We found out about a month and a half ago that dad might possibly have prostate cancer that has already metastasized to his bones. I've posted about it on THe LoNG aND WiNDiNG RoaD. When Dr. Duros (dad's doctor) first told me what he suspected he asked how I would want to proceed, and I told him we would let it run it's course and just do what we could to keep dad comfortable. Dr. Duris told me I had a tough decision...If it were me that had cancer, we would definitely want to treat it; And if it were someone very old and in poor health, we would probably choose not to treat it. But with dad it was a hard call, because he is actually in very good health...except for the dementia. He aslo said that prostate cancer progresses very slowly and who knows what the future holds, it could be that dad falls and breaks a hip or gets pneumonia or some other ailment and that is what ends up taking him.

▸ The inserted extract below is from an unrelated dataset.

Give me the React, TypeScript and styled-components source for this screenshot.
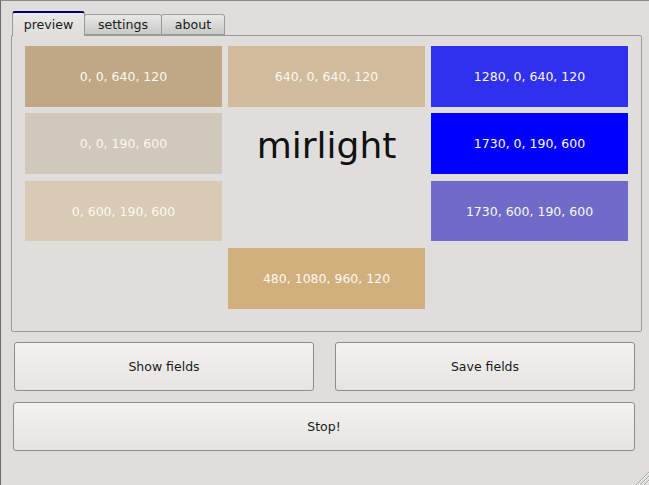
import React from "react";
import styled, { createGlobalStyle } from "styled-components";

const Global = createGlobalStyle`
  html, body { margin: 0; padding: 0; background: #dfdedc; }
  body { font-family: "DejaVu Sans", "Liberation Sans", sans-serif; }
`;

const Window = styled.div`
  position: relative;
  width: 649px;
  height: 485px;
  box-sizing: border-box;
  background: #dfdedc;
  border-left: 1px solid #6a6a6a;
  border-top: 1px solid #8a8a8a;
  padding: 10px 8px 0 10px;
  display: flex;
  flex-direction: column;
`;

const TabBar = styled.div`
  display: flex;
  align-items: flex-end;
  height: 24px;
  padding-left: 1px;
  position: relative;
  z-index: 1;
`;

const Tab = styled.div<{ $active?: boolean; $w: number }>`
  box-sizing: border-box;
  width: ${(p) => p.$w}px;
  height: ${(p) => (p.$active ? "25px" : "21px")};
  display: flex;
  align-items: center;
  justify-content: center;
  font-size: 12.6px;
  color: #1a1a1a;
  border: 1px solid #9a9a9a;
  border-bottom: ${(p) => (p.$active ? "none" : "1px solid #9a9a9a")};
  border-top: ${(p) => (p.$active ? "2px solid #00006e" : "1px solid #a0a0a0")};
  border-radius: 3px 3px 0 0;
  margin-left: ${(p) => (p.$active ? "0" : "-1px")};
  margin-bottom: ${(p) => (p.$active ? "-1px" : "0")};
  background: ${(p) =>
    p.$active
      ? "linear-gradient(#e9e8e6, #dfdedc)"
      : "linear-gradient(#e8e8e7, #c9c9c8)"};
  &:first-child { margin-left: 0; }
`;

const Pane = styled.div`
  box-sizing: border-box;
  width: 631px;
  height: 297px;
  border: 1px solid #9c9c9c;
  border-radius: 0 2px 2px 2px;
  padding: 10px 13px 0 13px;
`;

const Grid = styled.div`
  display: grid;
  grid-template-columns: 197px 197px 197px;
  grid-auto-rows: 60.6px;
  column-gap: 6px;
  row-gap: 6.8px;
`;

const Cell = styled.div<{ $bg?: string }>`
  background: ${(p) => p.$bg || "transparent"};
  display: flex;
  align-items: center;
  justify-content: center;
  color: #fbf8f2;
  font-size: 12.5px;
`;

const Title = styled.div`
  display: flex;
  align-items: center;
  justify-content: center;
  font-size: 36px;
  color: #111;
  padding-top: 3px;
`;

const Buttons = styled.div`
  margin-top: 10px;
  margin-left: 2px;
  width: 622px;
  display: flex;
  flex-direction: column;
  gap: 11px;
`;

const ButtonRow = styled.div`
  display: grid;
  grid-template-columns: 300px 300px;
  column-gap: 21px;
  padding-left: 1px;
`;

const Button = styled.button`
  box-sizing: border-box;
  height: 49px;
  border: 1px solid #8c8c8c;
  border-radius: 3px;
  background: linear-gradient(#f3f2f1, #e5e4e3);
  font-family: "DejaVu Sans", "Liberation Sans", sans-serif;
  font-size: 12.5px;
  color: #1a1a1a;
  padding: 0;
`;

const Grip = styled.svg`
  position: absolute;
  right: 0;
  bottom: 0;
`;

export default function App() {
  return (
    <>
      <Global />
      <Window>
        <TabBar>
          <Tab $active $w={73}>preview</Tab>
          <Tab $w={78}>settings</Tab>
          <Tab $w={64}>about</Tab>
        </TabBar>
        <Pane>
          <Grid>
            <Cell $bg="#c0a886">0, 0, 640, 120</Cell>
            <Cell $bg="#d0bb9c">640, 0, 640, 120</Cell>
            <Cell $bg="#3030ef">1280, 0, 640, 120</Cell>
            <Cell $bg="#d0c8bb">0, 0, 190, 600</Cell>
            <Title>mirlight</Title>
            <Cell $bg="#0000ff">1730, 0, 190, 600</Cell>
            <Cell $bg="#d8cab5">0, 600, 190, 600</Cell>
            <Cell />
            <Cell $bg="#706ac8">1730, 600, 190, 600</Cell>
            <Cell />
            <Cell $bg="#d2b07e">480, 1080, 960, 120</Cell>
            <Cell />
          </Grid>
        </Pane>
        <Buttons>
          <ButtonRow>
            <Button>Show fields</Button>
            <Button>Save fields</Button>
          </ButtonRow>
          <Button>Stop!</Button>
        </Buttons>
        <Grip width="14" height="14" viewBox="0 0 14 14">
          <g stroke="#a8a8a6" strokeWidth="1">
            <line x1="1" y1="14" x2="14" y2="1" />
            <line x1="5" y1="14" x2="14" y2="5" />
            <line x1="9" y1="14" x2="14" y2="9" />
          </g>
          <g stroke="#f4f4f2" strokeWidth="1">
            <line x1="2" y1="14" x2="14" y2="2" />
            <line x1="6" y1="14" x2="14" y2="6" />
            <line x1="10" y1="14" x2="14" y2="10" />
          </g>
        </Grip>
      </Window>
    </>
  );
}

For the first few days after that visit, I had a really hard time concentrating on anything. I would be working...or should I say trying to work...but just couldn't keep another thought in my head. All I could think about was whether I was making the right choice for dad. I am the one he depends on and what if I chose wrong?!
I was seeing this as a blessing that dad would not have to continue suffering through losing his mind. Except for the dementia, dad is very healthy and most of his siblings lived well into their 90's, so dad could potentially live another ten years. It just breaks my heart when he'll be in the middle of saying something and lose his train of thought and say, "I feel like a penny waiting for change." I saw this as a possible tender mercy.
Dad had a biopsy yesterday. The doctor showed me how enlarged dad's prostate is and how it is crowding in on his bladder. He took some pictures and measurements and then took six samples from different areas of the prostate. As he was finishing getting the samples, Dr. Crowley said that from what he was seeing he was pretty sure this was not cancer. To which dad replied, "Good, I'm not done, I need more time." We won't know for sure until we get the results in a week.
Hearing dad say he needs more time got me thinking. How can we know when we are making good choices. Am I just being selfish, because I don't want to watch dad suffer, but saying that it's so that dad doesn't have to suffer through this awful decease.